Meridional and vertical out‐of‐phase relationships of temperature anomalies associated with the Northern Annular Mode variability

Using the NCAR/NCEP reanalysis, we here present evidence suggesting that the out‐of‐phase relationships of temperature anomalies both between the low and high latitudes and between the stratosphere and troposphere are intimately related to the meridional and downward propagation of anomalies of both signs. The temperature anomalies propagate poleward and downward above the tropopause and propagate equatorward below the tropopause. The characteristic time scale for anomalies of one polarity to propagate from the equator to the pole (or the half period of the complete cycle) is about 55 days. The relatively slow meridional propagation helps to explain the well‐known seesaw oscillatory pattern between low and high latitudes found in monthly data. The equatorward propagation in the troposphere is synchronized with the poleward propagation of the stratospheric temperature anomalies of the opposite sign in both low and high latitudes, responsible for the out‐of‐phase relation between the stratospheric and tropospheric temperature anomalies in the polar region. Since it takes about 55 days for anomalies of one polarity to propagate from the tropics to the pole, such an intimate linkage between the anomalies in the deep tropics and high latitudes would imply a longer lead time for intra‐seasonal climate prediction in the extratropics.

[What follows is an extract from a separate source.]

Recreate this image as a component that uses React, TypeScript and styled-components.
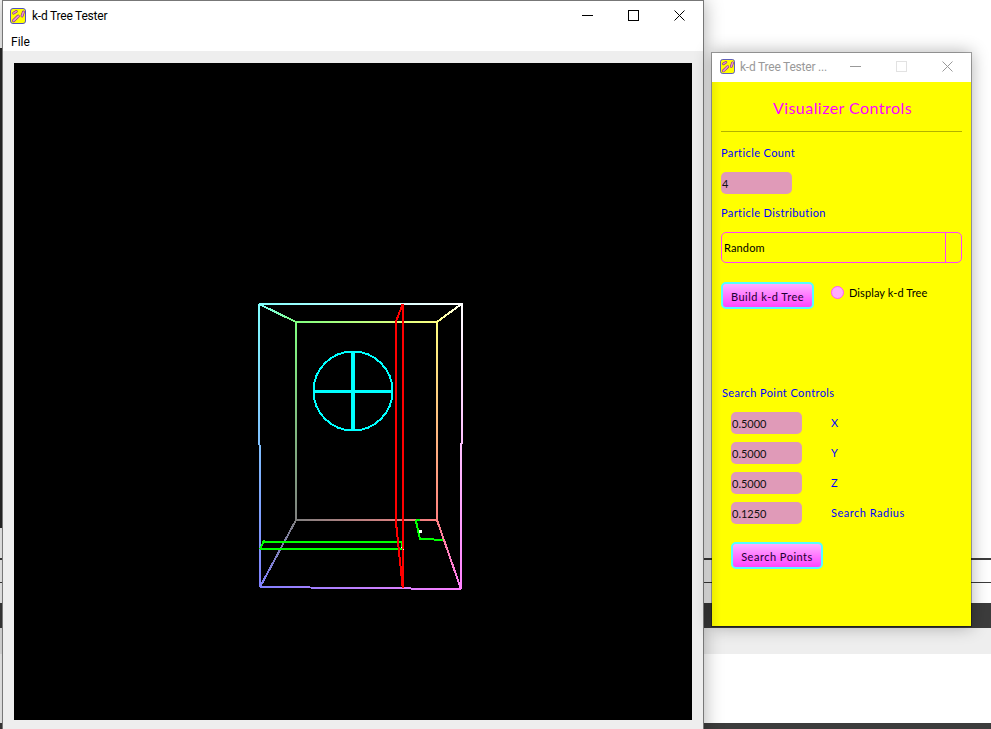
import React from "react";
import styled, { createGlobalStyle } from "styled-components";

const Global = createGlobalStyle`
  html, body { margin: 0; padding: 0; background: #fff; overflow: hidden; }
  #root { width: 991px; height: 729px; }
`;

const ui = `"Roboto", "Open Sans", sans-serif`;
const playful = `"Lato", "Open Sans", sans-serif`;

const Desktop = styled.div`
  position: relative;
  width: 991px;
  height: 729px;
  overflow: hidden;
  background: #fff;
  font-family: ${ui};
`;

const Backdrop = styled.div`
  display: flex;
  flex-direction: column;
  height: 100%;
`;

const BackRow = styled.div<{ $h: number; $bg?: string }>`
  height: ${(p) => p.$h}px;
  background: ${(p) => p.$bg ?? "#fff"};
  flex: none;
`;

const EdgeStrip = styled.div<{ $h: number }>`
  height: ${(p) => p.$h}px;
  width: 3px;
  background: #2a2a2a;
  flex: none;
`;

const MainWindow = styled.section`
  position: absolute;
  left: 2px;
  top: 0;
  width: 702px;
  height: 740px;
  box-sizing: border-box;
  border: 1px solid #777;
  background: #eee;
  box-shadow: 0 0 18px rgba(0, 0, 0, 0.32);
  display: flex;
  flex-direction: column;
`;

const TitleBar = styled.header<{ $h: number; $pad: number }>`
  height: ${(p) => p.$h}px;
  flex: none;
  box-sizing: border-box;
  background: #fff;
  display: flex;
  align-items: center;
  padding-left: ${(p) => p.$pad}px;
  padding-bottom: 2px;
`;

const TitleText = styled.span<{ $dim?: boolean }>`
  font-size: 12px;
  line-height: 16px;
  margin-left: ${(p) => (p.$dim ? 5 : 6)}px;
  color: ${(p) => (p.$dim ? "#999" : "#000")};
  letter-spacing: -0.22px;
  white-space: nowrap;
`;

const Controls = styled.div<{ $gap: number; $right: number }>`
  margin-left: auto;
  margin-right: ${(p) => p.$right}px;
  display: flex;
  gap: ${(p) => p.$gap}px;
  align-items: center;
`;

const MenuBar = styled.nav`
  height: 19px;
  flex: none;
  box-sizing: border-box;
  background: #fff;
  font-size: 12px;
  line-height: 18px;
  padding: 1px 0 0 8px;
  color: #000;
`;

const CanvasArea = styled.div`
  padding: 12px 10px 0 11px;
`;

const Scene = styled.svg`
  display: block;
  width: 678px;
  height: 657px;
  background: #000;
  shape-rendering: crispEdges;
`;

const PanelWindow = styled.section`
  position: absolute;
  left: 711px;
  top: 52px;
  width: 261px;
  height: 575px;
  box-sizing: border-box;
  border: 1px solid rgba(0, 0, 0, 0.33);
  background-clip: padding-box;
  background-color: #fff;
  box-shadow: 0 0 16px rgba(0, 0, 0, 0.3);
  display: flex;
  flex-direction: column;
`;

const Panel = styled.div`
  flex: 1;
  background: linear-gradient(90deg, #eded00 0, #ffff00 9px);
  padding: 0 9px;
  font-family: ${playful};
  font-size: 11px;
  display: flex;
  flex-direction: column;
  align-items: flex-start;
`;

const Heading = styled.h1`
  margin: 15px 0 0;
  align-self: stretch;
  text-align: center;
  font-size: 16px;
  line-height: 22px;
  font-weight: 400;
  color: #ff00ff;
  font-family: ${playful};
  letter-spacing: 0.45px;
  padding-left: 2px;
`;

const Rule = styled.hr`
  margin: 12px 0 0;
  border: 0;
  height: 1px;
  align-self: stretch;
  background: #b2b200;
`;

const Label = styled.label<{ $mt: number; $ml?: number }>`
  display: block;
  margin-top: ${(p) => p.$mt}px;
  margin-left: ${(p) => p.$ml ?? 0}px;
  line-height: 14px;
  color: #0000ff;
  letter-spacing: 0.4px;
  white-space: nowrap;
`;

const Field = styled.div<{ $mt?: number }>`
  width: 71px;
  height: 22px;
  margin-top: ${(p) => p.$mt ?? 0}px;
  box-sizing: border-box;
  border-radius: 5px;
  background: #e09ab8;
  color: #111;
  line-height: 23px;
  padding-left: 1px;
`;

const Select = styled.div`
  margin-top: 12px;
  align-self: stretch;
  height: 31px;
  box-sizing: border-box;
  border: 1px solid #ff40ff;
  border-radius: 5px;
  display: flex;
  align-items: center;
  color: #000;
`;

const SelectValue = styled.span`
  flex: 1;
  padding-left: 2px;
  letter-spacing: 0.15px;
`;

const SelectArrow = styled.span`
  width: 15px;
  height: 100%;
  border-left: 1px solid #ff40ff;
`;

const BuildRow = styled.div`
  margin-top: 19px;
  display: flex;
  align-items: flex-start;
`;

const PinkButton = styled.button<{ $w: number; $mt?: number; $ml?: number }>`
  width: ${(p) => p.$w}px;
  height: 27px;
  margin-top: ${(p) => p.$mt ?? 0}px;
  margin-left: ${(p) => p.$ml ?? 0}px;
  box-sizing: border-box;
  border: 2px solid #55ffff;
  border-radius: 5px;
  background: linear-gradient(180deg, #ffb0ff 0%, #ff44ff 100%);
  color: #1a0030;
  font-family: ${playful};
  font-size: 11px;
  letter-spacing: 0.5px;
  padding: 1px 0 0;
`;

const Toggle = styled.div`
  margin-left: 17px;
  margin-top: 4px;
  display: flex;
  align-items: center;
  color: #000;
  gap: 5px;
  letter-spacing: 0.1px;
  white-space: nowrap;
`;

const RadioDot = styled.span`
  width: 13px;
  height: 13px;
  box-sizing: border-box;
  border-radius: 50%;
  background: #ffaaff;
  border: 1px solid #ff55ff;
`;

const CoordRow = styled.div<{ $mt: number }>`
  margin-top: ${(p) => p.$mt}px;
  margin-left: 10px;
  display: flex;
  align-items: center;
  gap: 29px;
`;

const CoordName = styled.span`
  color: #0000ff;
  letter-spacing: 0.5px;
  white-space: nowrap;
  position: relative;
  top: -1px;
`;

const Capsule = ({ d, w }: { d: string; w: number }) => (
  <>
    <path d={d} stroke="#7a2f8a" strokeWidth={w + 1.2} strokeLinecap="round" fill="none" />
    <path d={d} stroke="#f090d0" strokeWidth={w} strokeLinecap="round" fill="none" />
  </>
);

const AppIcon = ({ size }: { size: number }) => (
  <svg width={size} height={size} viewBox="0 0 16 16">
    <rect x="0.5" y="0.5" width="15" height="15" rx="2.5" fill="#ffff00" stroke="#5050c0" />
    <Capsule d="M3.6 12.6L8.2 8.2" w={1.9} />
    <Capsule d="M12 8L13.4 4" w={1.6} />
    <Capsule d="M3.6 5.2L6.4 3.4" w={1.4} />
  </svg>
);

const WinButtons = ({ color, box }: { color: string; box: string }) => (
  <>
    <svg width="12" height="12" viewBox="0 0 12 12"><path d="M0 5.5H11" stroke={color} fill="none" /></svg>
    <svg width="12" height="12" viewBox="0 0 12 12"><rect x="0.5" y="0.5" width="10" height="10" stroke={box} fill="none" /></svg>
    <svg width="12" height="12" viewBox="0 0 12 12"><path d="M0.5 0.5L10.5 10.5M10.5 0.5L0.5 10.5" stroke={color} fill="none" /></svg>
  </>
);

type Pt = [number, number];
const corner = {
  oTL: [259, 304] as Pt, oTR: [462, 303.5] as Pt, oBL: [260, 587] as Pt, oBR: [461, 589] as Pt,
  iTL: [296, 322] as Pt, iTR: [437, 322] as Pt, iBL: [296, 520] as Pt, iBR: [437, 520] as Pt,
};
const tint = {
  oTL: "#80ffff", oTR: "#ffffff", oBL: "#8080ff", oBR: "#ff80ff",
  iTL: "#80ff80", iTR: "#ffff80", iBL: "#808080", iBR: "#ff8080",
};
type C = keyof typeof corner;
const edges: [C, C][] = [
  ["iBL", "iBR"], ["iTL", "iBL"], ["iTR", "iBR"], ["iTL", "iTR"],
  ["oTL", "iTL"], ["oTR", "iTR"], ["oBL", "iBL"], ["oBR", "iBR"],
  ["oTL", "oTR"], ["oTL", "oBL"], ["oTR", "oBR"], ["oBL", "oBR"],
];

const ColourCube = () => (
  <>
    <defs>
      {edges.map(([a, b]) => (
        <linearGradient key={a + b} id={a + b} gradientUnits="userSpaceOnUse"
          x1={corner[a][0]} y1={corner[a][1]} x2={corner[b][0]} y2={corner[b][1]}>
          <stop offset="0" stopColor={tint[a]} />
          <stop offset="1" stopColor={tint[b]} />
        </linearGradient>
      ))}
    </defs>
    {edges.map(([a, b]) => (
      <path key={a + b} d={`M${corner[a].join(" ")}L${corner[b][0] + 0.01} ${corner[b][1] + 0.01}`}
        stroke={`url(#${a + b})`} strokeWidth="2" fill="none" />
    ))}
  </>
);

const Tree = () => (
  <g fill="none">
    <g stroke="#00ff00" strokeWidth="2">
      <path d="M260.5 548.5L401.7 549.5V542.5L263.5 541.5Z" />
      <path d="M415.7 520L420 539L443 539.8" />
      <path d="M415.7 520.2H420" />
    </g>
    <g stroke="#ff0000" strokeWidth="2">
      <path d="M395.8 520.5V322L402.7 304V587.5L395.8 520.5" />
    </g>
    <g stroke="#00ffff">
      <circle cx="353" cy="391" r="39.5" strokeWidth="2" />
      <path d="M353 352V431" strokeWidth="4" />
      <path d="M313 391H393" strokeWidth="3" />
    </g>
    <rect x="419" y="530" width="3" height="3" fill="#fff" />
    <rect x="401" y="547" width="1" height="1" fill="#fff" />
    <rect x="403" y="549" width="1" height="1" fill="#fff" />
  </g>
);

export default function App() {
  return (
    <Desktop>
      <Global />
      <Backdrop>
        <BackRow $h={48} />
        <EdgeStrip $h={480} />
        <BackRow $h={30} />
        <BackRow $h={2} $bg="#3c3c3c" />
        <BackRow $h={22} />
        <BackRow $h={1} $bg="#3c3c3c" />
        <BackRow $h={20} />
        <BackRow $h={25} $bg="#3c3c3c" />
        <BackRow $h={26} $bg="#eeeeee" />
        <BackRow $h={69} />
        <BackRow $h={6} $bg="#3c3c3c" />
      </Backdrop>

      <MainWindow>
        <TitleBar $h={31} $pad={7}>
          <AppIcon size={16} />
          <TitleText>k-d Tree Tester</TitleText>
          <Controls $gap={34} $right={17}>
            <WinButtons color="#000" box="#000" />
          </Controls>
        </TitleBar>
        <MenuBar>File</MenuBar>
        <CanvasArea>
          <Scene viewBox="14 63 678 657">
            <ColourCube />
            <Tree />
          </Scene>
        </CanvasArea>
      </MainWindow>

      <PanelWindow>
        <TitleBar $h={29} $pad={8}>
          <AppIcon size={15} />
          <TitleText $dim>k-d Tree Tester ...</TitleText>
          <Controls $gap={34} $right={17}>
            <WinButtons color="#999" box="#e2e2e2" />
          </Controls>
        </TitleBar>
        <Panel>
          <Heading>Visualizer Controls</Heading>
          <Rule />
          <Label $mt={14}>Particle Count</Label>
          <Field $mt={12}>4</Field>
          <Label $mt={12}>Particle Distribution</Label>
          <Select>
            <SelectValue>Random</SelectValue>
            <SelectArrow />
          </Select>
          <BuildRow>
            <PinkButton $w={93}>Build k-d Tree</PinkButton>
            <Toggle>
              <RadioDot />
              Display k-d Tree
            </Toggle>
          </BuildRow>
          <Label $mt={77} $ml={1}>Search Point Controls</Label>
          <CoordRow $mt={12}>
            <Field>0.5000</Field>
            <CoordName>X</CoordName>
          </CoordRow>
          <CoordRow $mt={8}>
            <Field>0.5000</Field>
            <CoordName>Y</CoordName>
          </CoordRow>
          <CoordRow $mt={8}>
            <Field>0.5000</Field>
            <CoordName>Z</CoordName>
          </CoordRow>
          <CoordRow $mt={8}>
            <Field>0.1250</Field>
            <CoordName>Search Radius</CoordName>
          </CoordRow>
          <PinkButton $w={92} $mt={18} $ml={10}>Search Points</PinkButton>
        </Panel>
      </PanelWindow>
    </Desktop>
  );
}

40–70 day meridional propagation of global circulation anomalies

This paper reports a diagnostic study of circulation anomalies in a semi‐Lagrangian θ‐PVLAT coordinate by following contours of the daily potential vorticity (PV) field on isentropic (θ) surfaces using the NCEP/NCAR reanalysis II data set from 1979 to 2003. The leading EOF mode, which explains about 69% of the total variance of daily Northern Hemisphere PV anomalies in the θ‐PVLAT coordinate and is highly correlated with the stratosphere Northern Annular Mode (NAM) index, is used to construct a composite life cycle of the NAM variability. Composite circulation anomalies of both signs propagate poleward in the stratosphere and equatorward in the troposphere with an average time of about 44 days for warm anomalies and 72 days for cold anomalies to travel from the equator to the pole. Accompanying the meridional propagation, there exist a simultaneous downward propagation of stratospheric circulation anomalies in both the tropics and extratropics. A global mass circulation paradigm is proposed to explain the simultaneous meridional and vertical propagation of global circulation anomalies that appears responsible for the annular mode variability.